Exercise requirements.
Select every line containing the word "React" from the material, and copy those lines.

'''

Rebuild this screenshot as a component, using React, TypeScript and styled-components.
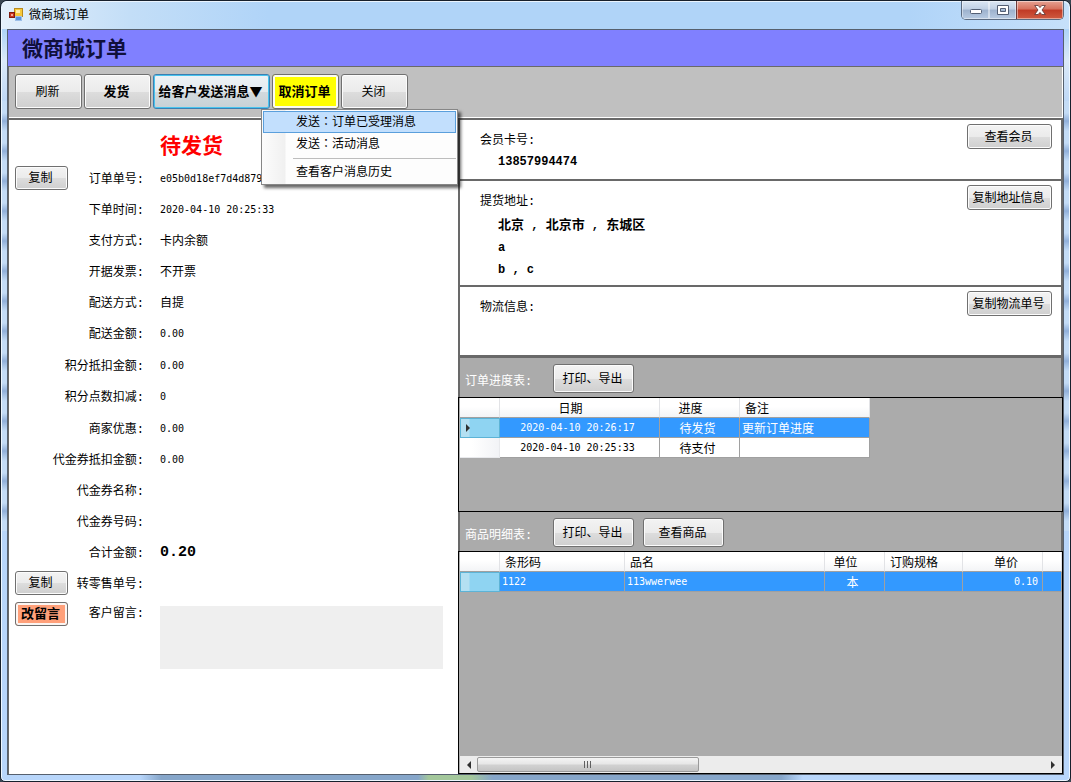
import React from "react";
import styled, { createGlobalStyle, css } from "styled-components";

const CJK = '"Noto Sans CJK SC", sans-serif';
const MONO = `"Liberation Mono", ${CJK}`;
const DIM = "#696969";

const GlobalStyle = createGlobalStyle`
  *, *::before, *::after { box-sizing: border-box; }
  body {
    margin: 0;
    background: #3a4652;
    color: #000;
    font: 12px/16px ${CJK};
  }
  button, textarea { font: inherit; color: inherit; margin: 0; padding: 0; }
  dl, dd, p, h1, h2, menu { margin: 0; padding: 0; }
`;

const Window = styled.div`
  min-height: 100vh;
  display: flex;
  flex-direction: column;
  padding: 0 6px 6px;
  border: 1px solid #17202c;
  border-radius: 7px 7px 5px 5px;
  box-shadow: inset 0 0 0 1px #eef7ff;
  background:
    linear-gradient(90deg, transparent 13%, #86a6ca 15%, #86a6ca 39%, #a3c79b 40%, #a3c79b 44%, #86a6ca 46%, #86a6ca 73%, transparent 75%) 0 100% / 100% 6px no-repeat,
    repeating-linear-gradient(180deg, #c4dcf6 0, #c4dcf6 12px, #91b0da 20px, #c4dcf6 30px) 0 100px / 100% 430px no-repeat,
    linear-gradient(180deg, #c9e1f8 0, #b0d4f8 14px, #b0d4f8 30px, #dbe9f8 60px, #b8d4f6 110px, #b8d6fb 100%);
`;

const TitleBar = styled.header`
  height: 28px;
  display: flex;
  align-items: flex-start;
  margin: 0 -5px;
  padding: 0 5px 0 7px;
  background: linear-gradient(90deg, #e4f0fb 0, #c3def7 12%, #b0d4f8 25%, #b0d4f8 85%, #c6e0fa 100%);
  box-shadow: inset 0 1px 0 #eaf4fe;
  border-radius: 6px 6px 0 0;
`;

const WindowTitle = styled.h1`
  flex: 1;
  padding: 5px 0 0 6px;
  font-size: 12px;
  font-weight: 400;
  line-height: 16px;
`;

const AppIcon = styled.svg`
  width: 14px;
  height: 14px;
  margin-top: 7px;
`;

const Captions = styled.div`
  display: flex;
  height: 19px;
  border: 1px solid #5b6b80;
  border-top: 0;
  border-radius: 0 0 5px 5px;
  overflow: hidden;
`;

const Caption = styled.button<{ $close?: boolean }>`
  width: ${(p) => (p.$close ? 47 : 27)}px;
  border: 0;
  border-left: ${(p) => (p.$close ? "1px solid #6c3a3a" : "0")};
  display: grid;
  place-items: center;
  background: ${(p) =>
    p.$close
      ? "linear-gradient(#e6a293 0, #d6705c 45%, #c03a25 50%, #cf5a40 100%)"
      : "linear-gradient(#dbe7f4 0, #c0d0e4 45%, #9db2cd 50%, #b8cbe2 100%)"};
  box-shadow: inset 0 0 0 1px rgba(255, 255, 255, 0.45);
`;

const Client = styled.div`
  flex: 1;
  display: flex;
  flex-direction: column;
  border: 1px solid #56606e;
  background: #fff;
`;

const Banner = styled.h2`
  height: 36px;
  padding: 2px 0 0 14px;
  background: #8080ff;
  color: #10103c;
  font-size: 21px;
  line-height: 31px;
  font-weight: 700;
`;

const Toolbar = styled.div`
  height: 54px;
  display: flex;
  gap: 2px;
  padding: 7px 6px;
  background: #c0c0c0;
  border: 1px solid ${DIM};
  border-width: 1px 0 2px 1px;
  box-shadow: inset -1px -1px 0 #fff;
`;

type Tone = "plain" | "focus" | "yellow" | "salmon";

const toneStyle = {
  plain: css``,
  focus: css`
    border-color: #3c7fb1;
    box-shadow: inset 0 0 0 1px #48c4ee;
    background: linear-gradient(#eef3f6 0, #e4eaee 50%, #d2dade 51%, #c8d1d6 100%);
  `,
  yellow: css`
    background: #ffff00;
    box-shadow: inset 0 0 0 2px #fbfbf0;
  `,
  salmon: css`
    background: #ffa07a;
    box-shadow: inset 0 0 0 2px #fbf5f2;
  `,
};

const Button = styled.button<{ $w: number; $h: number; $bold?: boolean; $tone?: Tone }>`
  flex: none;
  width: ${(p) => p.$w}px;
  height: ${(p) => p.$h}px;
  padding: 0 2px 2px 0;
  border: 1px solid #707070;
  border-radius: 3px;
  background: linear-gradient(#f3f3f3 0, #ebebeb 50%, #dddddd 51%, #cfcfcf 100%);
  box-shadow: inset 0 0 0 1px #fcfcfc;
  font-size: ${(p) => (p.$bold ? 13 : 12)}px;
  font-weight: ${(p) => (p.$bold ? 700 : 400)};
  line-height: 16px;
  white-space: nowrap;
  ${(p) => toneStyle[p.$tone ?? "plain"]}
`;

const MenuAnchor = styled.div`
  position: relative;
`;

const DropMenu = styled.menu`
  position: absolute;
  z-index: 5;
  top: 35px;
  left: 108px;
  width: 197px;
  padding: 1px;
  border: 1px solid #868686;
  background: linear-gradient(90deg, #fcfcfc 0, #f0f0f0 23px, #fdfdfd 24px);
  box-shadow: 3px 3px 3px rgba(0, 0, 0, 0.6);
`;

const MenuItem = styled.button<{ $active?: boolean }>`
  display: block;
  width: 100%;
  height: 22px;
  padding: 0 0 2px 32px;
  text-align: left;
  line-height: 18px;
  border: 1px solid ${(p) => (p.$active ? "#5a9fdc" : "transparent")};
  background: ${(p) => (p.$active ? "#c2dffd" : "transparent")};
`;

const MenuRule = styled.hr`
  height: 1px;
  margin: 3px 0 2px 30px;
  border: 0;
  background: #bdbdbd;
`;

const WideColon = styled.span`
  font-family: "Noto Sans CJK TC", sans-serif;
`;

const Body = styled.main`
  flex: 1;
  display: grid;
  grid-template-columns: 450px minmax(0, 1fr);
`;

const OrderPane = styled.section`
  padding: 8px 15px 0 6px;
  border-left: 1px solid ${DIM};
`;

const Status = styled.p`
  padding-left: 145px;
  color: #ff0000;
  font-size: 21px;
  line-height: 32px;
  font-weight: 700;
`;

const Groups = styled.div`
  display: flex;
  flex-direction: column;
  gap: 1px;
  padding-top: 2px;
`;

const Field = styled.div<{ $note?: boolean }>`
  display: flex;
  align-items: ${(p) => (p.$note ? "flex-start" : "center")};
  height: ${(p) => (p.$note ? "auto" : "31px")};
  padding-top: ${(p) => (p.$note ? 3 : 0)}px;
`;

const FieldHead = styled.dt<{ $note?: boolean }>`
  flex: none;
  width: 129px;
  display: flex;
  align-items: ${(p) => (p.$note ? "flex-start" : "center")};
  font-family: ${MONO};

  > button {
    font-family: ${CJK};
  }

  > :last-child {
    margin-left: auto;
    padding-top: 4px;
  }
`;

const FieldValue = styled.dd<{ $latin?: boolean; $total?: boolean }>`
  flex: 1;
  padding-left: 16px;
  white-space: nowrap;
  ${(p) => p.$latin && css`font: 10px/16px "DejaVu Sans Mono", monospace; padding-top: 2px;`}
  ${(p) => p.$total && css`font: 700 15px/16px "Liberation Mono", monospace; padding-top: 2px;`}
`;

const Note = styled.textarea`
  display: block;
  width: 100%;
  height: 63px;
  margin-top: 4px;
  border: 0;
  background: #efefef;
  resize: none;
`;

const DetailPane = styled.div`
  display: flex;
  flex-direction: column;
  min-width: 0;
`;

const Card = styled.section<{ $h: number; $line?: number }>`
  min-height: ${(p) => p.$h}px;
  display: flex;
  align-items: flex-start;
  justify-content: space-between;
  padding: 4px 9px 0 20px;
  border: solid ${DIM};
  border-width: 0 2px ${(p) => p.$line ?? 2}px;
  background: #fff;
`;

const CardText = styled.div<{ $gap?: number }>`
  display: flex;
  flex-direction: column;
  gap: ${(p) => p.$gap ?? 2}px;
  padding-top: 9px;
  font-family: ${MONO};
`;

const CardValue = styled.div`
  padding-left: 18px;
  font-weight: 700;
  line-height: 22px;
`;

const City = styled.span`
  font-size: 13px;
`;

const Bar = styled.div`
  height: 39px;
  display: flex;
  align-items: center;
  gap: 9px;
  padding: 2px 0 0 5px;
  border: solid ${DIM};
  border-width: 0 2px;
  background: #ababab;
`;

const BarLabel = styled.span`
  width: 79px;
  padding-top: 6px;
  color: #fff;
  font-family: ${MONO};
  line-height: 16px;
`;

const GridBox = styled.div<{ $h?: number }>`
  ${(p) => (p.$h ? css`height: ${p.$h}px;` : css`flex: 1;`)}
  display: flex;
  flex-direction: column;
  justify-content: space-between;
  min-width: 0;
  padding-left: 1px;
  border: 1px solid #000;
  background: #ababab;
  overflow: hidden;
`;

const Table = styled.table<{ $fill?: boolean }>`
  width: ${(p) => (p.$fill ? "100%" : "410px")};
  table-layout: fixed;
  border-collapse: separate;
  border-spacing: 0;
`;

type Align = "left" | "center" | "right";

const HeadCell = styled.th<{ $align: Align }>`
  height: 20px;
  padding: 0 ${(p) => (p.$align === "right" ? 24 : p.$align === "center" ? 18 : 0)}px 0
    ${(p) => (p.$align === "left" ? 5 : 0)}px;
  border-right: 1px solid #e2e3e6;
  border-bottom: 1px solid #a0a0a0;
  background: linear-gradient(#ffffff 0, #ffffff 45%, #f3f4f6 100%);
  font-weight: 400;
  line-height: 18px;
  text-align: ${(p) => p.$align};
  white-space: nowrap;
`;

const Cell = styled.td<{ $align: Align; $on?: boolean; $latin?: boolean }>`
  height: 20px;
  padding: 0 ${(p) => (p.$align === "left" ? 0 : 4)}px 0 ${(p) => (p.$align === "left" ? 2 : 0)}px;
  border-right: 1px solid #a0a0a0;
  border-bottom: 1px solid #a0a0a0;
  background: ${(p) => (p.$on ? "#3399ff" : "#fff")};
  color: ${(p) => (p.$on ? "#fff" : "#000")};
  font-size: ${(p) => (p.$latin ? 10 : 12)}px;
  font-family: ${(p) => (p.$latin ? '"DejaVu Sans Mono", monospace' : CJK)};
  line-height: 18px;
  text-align: ${(p) => p.$align};
  white-space: nowrap;
`;

const RowHead = styled.td<{ $on?: boolean }>`
  height: 20px;
  padding: 0 0 0 5px;
  border: 1px solid ${(p) => (p.$on ? "#5cb3d6" : "#e8e9ec")};
  border-width: ${(p) => (p.$on ? "1px" : "0 1px 1px 0")};
  background: ${(p) =>
    p.$on
      ? "linear-gradient(90deg, #b4e0f2 0, #b4e0f2 8px, #8fd4f2 9px, #8fd4f2 100%)"
      : "linear-gradient(90deg, #fff 0, #fff 30%, #f2f3f6 100%)"};
  line-height: 0;
`;

const ScrollTrack = styled.div`
  height: 17px;
  display: flex;
  align-items: center;
  background: #ececec;
`;

const ScrollArrow = styled.button`
  width: 17px;
  height: 17px;
  border: 0;
  background: none;
  display: grid;
  place-items: center;
`;

const ScrollLane = styled.div`
  flex: 1;
`;

const Thumb = styled.div`
  width: 39%;
  height: 15px;
  display: grid;
  place-items: center;
  border: 1px solid #9a9a9a;
  border-radius: 2px;
  background: linear-gradient(#f4f4f4 0, #e6e6e6 48%, #d2d2d2 52%, #c4c4c4 100%);
`;

const Arrow = ({ flip }: { flip?: boolean }) => (
  <svg width="5" height="8" viewBox="0 0 5 8" aria-hidden="true">
    <path d={flip ? "M5 0v8L1 4z" : "M0 0v8l4-4z"} fill="#303030" />
  </svg>
);

type FieldData = { label: string; value?: string; latin?: boolean; total?: boolean; copy?: boolean };

const groups: FieldData[][] = [
  [
    { label: "订单单号:", value: "e05b0d18ef7d4d879", latin: true, copy: true },
    { label: "下单时间:", value: "2020-04-10 20:25:33", latin: true },
    { label: "支付方式:", value: "卡内余额" },
    { label: "开据发票:", value: "不开票" },
    { label: "配送方式:", value: "自提" },
    { label: "配送金额:", value: "0.00", latin: true },
  ],
  [
    { label: "积分抵扣金额:", value: "0.00", latin: true },
    { label: "积分点数扣减:", value: "0", latin: true },
  ],
  [
    { label: "商家优惠:", value: "0.00", latin: true },
    { label: "代金券抵扣金额:", value: "0.00", latin: true },
    { label: "代金券名称:" },
    { label: "代金券号码:" },
    { label: "合计金额:", value: "0.20", total: true },
    { label: "转零售单号:", copy: true },
  ],
];

type Column = { title: string; width?: number; align: Align; head: Align; latin?: boolean };

const progressColumns: Column[] = [
  { title: "日期", width: 160, align: "center", head: "center", latin: true },
  { title: "进度", width: 80, align: "center", head: "center" },
  { title: "备注", width: 130, align: "left", head: "left" },
];
const progressRows = [
  ["2020-04-10 20:26:17", "待发货", "更新订单进度"],
  ["2020-04-10 20:25:33", "待支付", ""],
];

const goodsColumns: Column[] = [
  { title: "条形码", width: 125, align: "left", head: "left", latin: true },
  { title: "品名", width: 200, align: "left", head: "left", latin: true },
  { title: "单位", width: 60, align: "center", head: "center" },
  { title: "订购规格", width: 78, align: "left", head: "left" },
  { title: "单价", width: 80, align: "right", head: "right", latin: true },
  { title: "", align: "left", head: "left" },
];
const goodsRows = [["1122", "113wwerwee", "本", "", "0.10", ""]];

function DataGrid({ columns, rows, fill, marker }: { columns: Column[]; rows: string[][]; fill?: boolean; marker?: boolean }) {
  return (
    <Table $fill={fill}>
      <colgroup>
        <col width={40} />
        {columns.map((c, i) => (
          <col key={i} width={c.width} />
        ))}
      </colgroup>
      <thead>
        <tr>
          <HeadCell $align="left" />
          {columns.map((c, i) => (
            <HeadCell key={i} $align={c.head}>{c.title}</HeadCell>
          ))}
        </tr>
      </thead>
      <tbody>
        {rows.map((row, r) => (
          <tr key={r}>
            <RowHead $on={r === 0}>{r === 0 && marker && <Arrow />}</RowHead>
            {row.map((text, i) => (
              <Cell key={i} $on={r === 0} $align={columns[i].align} $latin={columns[i].latin}>{text}</Cell>
            ))}
          </tr>
        ))}
      </tbody>
    </Table>
  );
}

export default function App() {
  return (
    <>
      <GlobalStyle />
      <Window>
        <TitleBar>
          <AppIcon viewBox="0 0 14 14" aria-hidden="true">
            <rect x="5.5" y="0.5" width="8" height="8" fill="#f6c83c" stroke="#b98a1c" />
            <rect x="7" y="2" width="4" height="3" fill="#fdeeb0" />
            <rect x="6.5" y="8.5" width="6" height="4" fill="#5b93dc" stroke="#9dbfe8" />
            <rect x="0.5" y="4.5" width="5" height="5" fill="#c8321e" stroke="#7e1c10" />
            <rect x="2" y="6" width="2" height="2" fill="#f3a594" />
          </AppIcon>
          <WindowTitle>微商城订单</WindowTitle>
          <Captions>
            <Caption aria-label="最小化">
              <svg width="12" height="10" viewBox="0 0 12 10">
                <rect x="0.5" y="4.5" width="11" height="4" rx="1" fill="#fff" stroke="#535f74" />
              </svg>
            </Caption>
            <Caption aria-label="最大化">
              <svg width="12" height="10" viewBox="0 0 12 10">
                <path d="M.5.5h11v9H.5zM3.5 3.5v3h5v-3z" fill="#fff" stroke="#535f74" fillRule="evenodd" />
              </svg>
            </Caption>
            <Caption $close aria-label="关闭窗口">
              <svg width="12" height="10" viewBox="0 0 12 10">
                <path d="M.7.5h3.500L6 2.600 7.800.5h3.500L8 5l3.300 4.500H7.800L6 7.400 4.200 9.500H.7L4 5z" fill="#fff" stroke="#5a3434" strokeWidth=".8" />
              </svg>
            </Caption>
          </Captions>
        </TitleBar>

        <Client>
          <Banner>微商城订单</Banner>
          <Toolbar>
            <Button $w={67} $h={35}>刷新</Button>
            <Button $w={67} $h={35} $bold>发货</Button>
            <MenuAnchor>
              <Button $w={117} $h={35} $bold $tone="focus" aria-haspopup="menu" aria-expanded="true">给客户发送消息▼</Button>
              <DropMenu>
                <MenuItem $active>发送<WideColon>：</WideColon>订单已受理消息</MenuItem>
                <MenuItem>发送<WideColon>：</WideColon>活动消息</MenuItem>
                <MenuRule />
                <MenuItem>查看客户消息历史</MenuItem>
              </DropMenu>
            </MenuAnchor>
            <Button $w={67} $h={35} $bold $tone="yellow">取消订单</Button>
            <Button $w={67} $h={35}>关闭</Button>
          </Toolbar>

          <Body>
            <OrderPane>
              <Status>待发货</Status>
              <Groups>
                {groups.map((fields, g) => (
                  <dl key={g}>
                    {fields.map((f) => (
                      <Field key={f.label}>
                        <FieldHead>
                          {f.copy && <Button $w={53} $h={24}>复制</Button>}
                          <span>{f.label}</span>
                        </FieldHead>
                        <FieldValue $latin={f.latin} $total={f.total}>{f.value}</FieldValue>
                      </Field>
                    ))}
                  </dl>
                ))}
                <dl>
                  <Field $note>
                    <FieldHead $note>
                      <Button $w={53} $h={24} $bold $tone="salmon">改留言</Button>
                      <label htmlFor="note">客户留言:</label>
                    </FieldHead>
                    <FieldValue>
                      <Note id="note" readOnly />
                    </FieldValue>
                  </Field>
                </dl>
              </Groups>
            </OrderPane>

            <DetailPane>
              <Card $h={61}>
                <CardText>
                  <span>会员卡号:</span>
                  <CardValue>13857994474</CardValue>
                </CardText>
                <Button $w={85} $h={25}>查看会员</Button>
              </Card>
              <Card $h={106}>
                <CardText $gap={5}>
                  <span>提货地址:</span>
                  <CardValue>
                    <p><City>北京</City> , <City>北京市</City> , <City>东城区</City></p>
                    <p>a</p>
                    <p>b , c</p>
                  </CardValue>
                </CardText>
                <Button $w={85} $h={25}>复制地址信息</Button>
              </Card>
              <Card $h={71} $line={3}>
                <CardText>
                  <span>物流信息:</span>
                </CardText>
                <Button $w={85} $h={25}>复制物流单号</Button>
              </Card>

              <Bar>
                <BarLabel>订单进度表:</BarLabel>
                <Button $w={81} $h={29}>打印、导出</Button>
              </Bar>
              <GridBox $h={115}>
                <DataGrid columns={progressColumns} rows={progressRows} marker />
              </GridBox>

              <Bar>
                <BarLabel>商品明细表:</BarLabel>
                <Button $w={81} $h={29}>打印、导出</Button>
                <Button $w={81} $h={29}>查看商品</Button>
              </Bar>
              <GridBox>
                <DataGrid columns={goodsColumns} rows={goodsRows} fill />
                <ScrollTrack>
                  <ScrollArrow aria-label="向左滚动"><Arrow flip /></ScrollArrow>
                  <ScrollLane>
                    <Thumb>
                      <svg width="9" height="7" viewBox="0 0 9 7" aria-hidden="true">
                        <path d="M1.500 0v7M4.500 0v7M7.500 0v7" stroke="#606060" />
                      </svg>
                    </Thumb>
                  </ScrollLane>
                  <ScrollArrow aria-label="向右滚动"><Arrow /></ScrollArrow>
                </ScrollTrack>
              </GridBox>
            </DetailPane>
          </Body>
        </Client>
      </Window>
    </>
  );
}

'''

Output.
Rebuild this screenshot as a component, using React, TypeScript and styled-components.
import React from "react";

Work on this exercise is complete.